+++ DATA PROVIDED

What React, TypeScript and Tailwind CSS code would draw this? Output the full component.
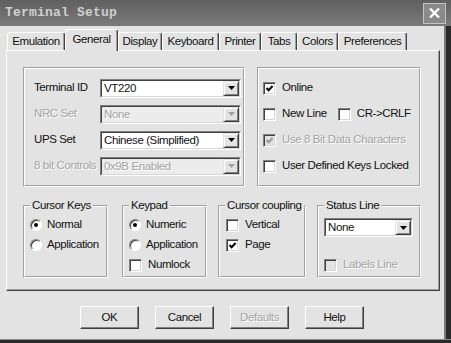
import React from "react";

const FONT = "font-['Liberation_Sans',Arial,sans-serif] text-[11.5px] tracking-[-0.4px]";
const DIS = "text-[#a3a3a3] [text-shadow:1px_1px_0_#ffffff]";

function Combo({ value, w, disabled }: { value: string; w: string; disabled?: boolean }) {
  return (
    <div className={`flex h-[19px] border border-t-[#808080] border-l-[#808080] border-b-white border-r-white ${w}`}>
      <div
        className={`flex flex-1 border border-t-[#404040] border-l-[#404040] border-b-[#d6d6d6] border-r-[#d6d6d6] ${
          disabled ? "bg-[#ececec]" : "bg-white"
        }`}
      >
        <span className={`flex-1 pl-[2px] leading-[15px] ${disabled ? DIS : "text-[#111]"}`}>{value}</span>
        <span className="flex w-[16px] items-center justify-center border border-t-[#e3e3e3] border-l-[#e3e3e3] border-b-[#404040] border-r-[#404040] bg-[#e3e3e3] shadow-[inset_1px_1px_0_#ffffff,inset_-1px_-1px_0_#808080]">
          <svg width="7" height="4" viewBox="0 0 7 4">
            <path d="M0 0h7L3.5 4z" fill={disabled ? "#a0a0a0" : "#000"} />
          </svg>
        </span>
      </div>
    </div>
  );
}

function Box({ checked, disabled }: { checked?: boolean; disabled?: boolean }) {
  return (
    <span
      className={`flex h-[13px] w-[13px] shrink-0 items-center justify-center border border-t-[#808080] border-l-[#808080] border-b-white border-r-white shadow-[inset_1px_1px_0_#404040,inset_-1px_-1px_0_#d6d6d6] ${
        disabled ? "bg-[#e3e3e3]" : "bg-white"
      }`}
    >
      {checked && (
        <svg width="9" height="9" viewBox="0 0 9 9">
          <path d="M1.5 4L3.6 6.2L7.6 2" fill="none" stroke={disabled ? "#9a9a9a" : "#000"} strokeWidth="2" />
        </svg>
      )}
    </span>
  );
}

function Check({ label, checked, disabled }: { label: string; checked?: boolean; disabled?: boolean }) {
  return (
    <div className="flex h-[20px] items-center gap-[6px]">
      <Box checked={checked} disabled={disabled} />
      <span className={disabled ? DIS : "text-[#111]"}>{label}</span>
    </div>
  );
}

function Radio({ label, checked }: { label: string; checked?: boolean }) {
  return (
    <div className="flex h-[20px] items-center gap-[5px]">
      <span className="flex h-[12px] w-[12px] shrink-0 items-center justify-center rounded-full border border-t-[#808080] border-l-[#808080] border-b-white border-r-white bg-white shadow-[inset_1px_1px_0_#404040]">
        {checked && <span className="h-[4px] w-[4px] rounded-full bg-black" />}
      </span>
      <span className="text-[#111]">{label}</span>
    </div>
  );
}

function Group({ title, w, className, children }: { title?: string; w: string; className?: string; children: React.ReactNode }) {
  return (
    <div className={`relative border border-t-[#a0a0a0] border-l-[#a0a0a0] border-b-white border-r-white ${w} ${className ?? ""}`}>
      <div className="h-full border border-t-white border-l-white border-b-[#a0a0a0] border-r-[#a0a0a0]">{children}</div>
      {title && (
        <span className="absolute top-[-7px] left-[6px] bg-[#e3e3e3] px-[2px] leading-[13px] text-[#111]">{title}</span>
      )}
    </div>
  );
}

function Button({ label, disabled }: { label: string; disabled?: boolean }) {
  return (
    <div
      className={`flex h-[23px] w-[59px] items-center justify-center border border-t-white border-l-white border-b-[#404040] border-r-[#404040] shadow-[inset_-1px_-1px_0_#808080] ${
        disabled ? DIS : "text-[#111]"
      }`}
    >
      {label}
    </div>
  );
}

const tabs: [string, string][] = [
  ["Emulation", "w-[58px]"],
  ["General", "w-[53px]"],
  ["Display", "w-[44px]"],
  ["Keyboard", "w-[57px]"],
  ["Printer", "w-[42px]"],
  ["Tabs", "w-[36px]"],
  ["Colors", "w-[41px]"],
  ["Preferences", "w-[69px]"],
];

export default function App() {
  return (
    <div className={`flex h-[343px] w-[451px] flex-col overflow-hidden bg-[#e3e3e3] ${FONT}`}>
      {/* Title bar */}
      <div className="flex h-[26px] shrink-0 items-center justify-between bg-linear-to-b from-[#606060] to-[#7a7a7a] pl-[5px] pr-[5px]">
        <span className="font-['Liberation_Mono',monospace] text-[13px] font-bold tracking-[0.2px] text-[#cfcfcf]">
          Terminal Setup
        </span>
        <div className="flex h-[21px] w-[23px] items-center justify-center border border-[#c4c4c4] bg-[#8a8a8a]">
          <svg width="13" height="12" viewBox="0 0 13 12">
            <path d="M2 1.5L11 10.5M11 1.5L2 10.5" stroke="#fff" strokeWidth="2.4" />
          </svg>
        </div>
      </div>

      <div className="flex flex-1">
        <div className="flex flex-1 flex-col pt-[3px]">
          {/* Tabs */}
          <div className="ml-[7px] flex h-[21px] items-end">
            {tabs.map(([name, w]) =>
              name === "General" ? (
                <div
                  key={name}
                  className={`relative z-10 -mb-px flex h-[22px] items-center justify-center rounded-t-[3px] border-t border-l border-r border-t-white border-l-white border-r-[#404040] bg-[#e3e3e3] pb-[2px] text-[#111] shadow-[inset_-1px_0_0_#a0a0a0] ${w}`}
                >
                  {name}
                </div>
              ) : (
                <div
                  key={name}
                  className={`flex h-[18px] items-center justify-center rounded-t-[3px] border-t border-l border-r border-t-white border-l-white border-r-[#404040] pt-[1px] text-[#111] shadow-[inset_-1px_0_0_#a0a0a0] ${w}`}
                >
                  {name}
                </div>
              )
            )}
          </div>

          {/* Tab panel */}
          <div className="ml-[6px] w-[434px] border-t border-l border-r border-b border-t-white border-l-white border-r-[#404040] border-b-[#404040] pt-[16px] pb-[12px] pl-[16px] shadow-[inset_-1px_-1px_0_#a0a0a0]">
            <div className="flex">
              <Group w="w-[222px]" className="h-[120px]">
                <div className="flex flex-col gap-[6px] pt-[9px] pl-[9px]">
                  {[
                    ["Terminal ID", "VT220", false],
                    ["NRC Set", "None", true],
                    ["UPS Set", "Chinese (Simplified)", false],
                    ["8 bit Controls", "0x9B Enabled", true],
                  ].map(([label, value, dis]) => (
                    <div key={label as string} className="flex h-[20px] items-center">
                      <span className={`w-[66px] whitespace-nowrap ${dis ? DIS : "text-[#111]"}`}>{label}</span>
                      <Combo value={value as string} w="w-[141px]" disabled={dis as boolean} />
                    </div>
                  ))}
                </div>
              </Group>

              <Group w="w-[164px]" className="ml-[12px] h-[120px]">
                <div className="flex flex-col gap-[6px] pt-[9px] pl-[4px]">
                  <Check label="Online" checked />
                  <div className="flex items-center">
                    <Check label="New Line" />
                    <div className="ml-[11px]">
                      <Check label="CR->CRLF" />
                    </div>
                  </div>
                  <Check label="Use 8 Bit Data Characters" checked disabled />
                  <Check label="User Defined Keys Locked" />
                </div>
              </Group>
            </div>

            <div className="mt-[18px] flex">
              <Group title="Cursor Keys" w="w-[85px]" className="h-[73px]">
                <div className="flex flex-col pt-[8px] pl-[5px]">
                  <Radio label="Normal" checked />
                  <Radio label="Application" />
                </div>
              </Group>
              <Group title="Keypad" w="w-[85px]" className="ml-[14px] h-[73px]">
                <div className="flex flex-col pt-[8px] pl-[5px]">
                  <Radio label="Numeric" checked />
                  <Radio label="Application" />
                  <Check label="Numlock" />
                </div>
              </Group>
              <Group title="Cursor coupling" w="w-[88px]" className="ml-[11px] h-[73px]">
                <div className="flex flex-col pt-[8px] pl-[6px]">
                  <Check label="Vertical" />
                  <Check label="Page" checked />
                </div>
              </Group>
              <Group title="Status Line" w="w-[104px]" className="ml-[11px] h-[73px]">
                <div className="flex flex-col pt-[11px] pl-[5px]">
                  <Combo value="None" w="w-[89px]" />
                  <div className="mt-[18px]">
                    <Check label="Labels Line" disabled />
                  </div>
                </div>
              </Group>
            </div>
          </div>

          {/* Buttons */}
          <div className="mt-[15px] flex justify-center gap-[16px]">
            <Button label="OK" />
            <Button label="Cancel" />
            <Button label="Defaults" disabled />
            <Button label="Help" />
          </div>
        </div>
        <div className="w-[7px] border-l-2 border-l-[#7a7a7a] bg-[#2a2a2a]" />
      </div>
      <div className="h-[4px] shrink-0 border-t border-t-[#8a8a8a] bg-[#2a2a2a]" />
    </div>
  );
}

++++++

TASK
What is the number of lines in the data that hold the string "React"? Answer with the number only.

RESPONSE BELOW
3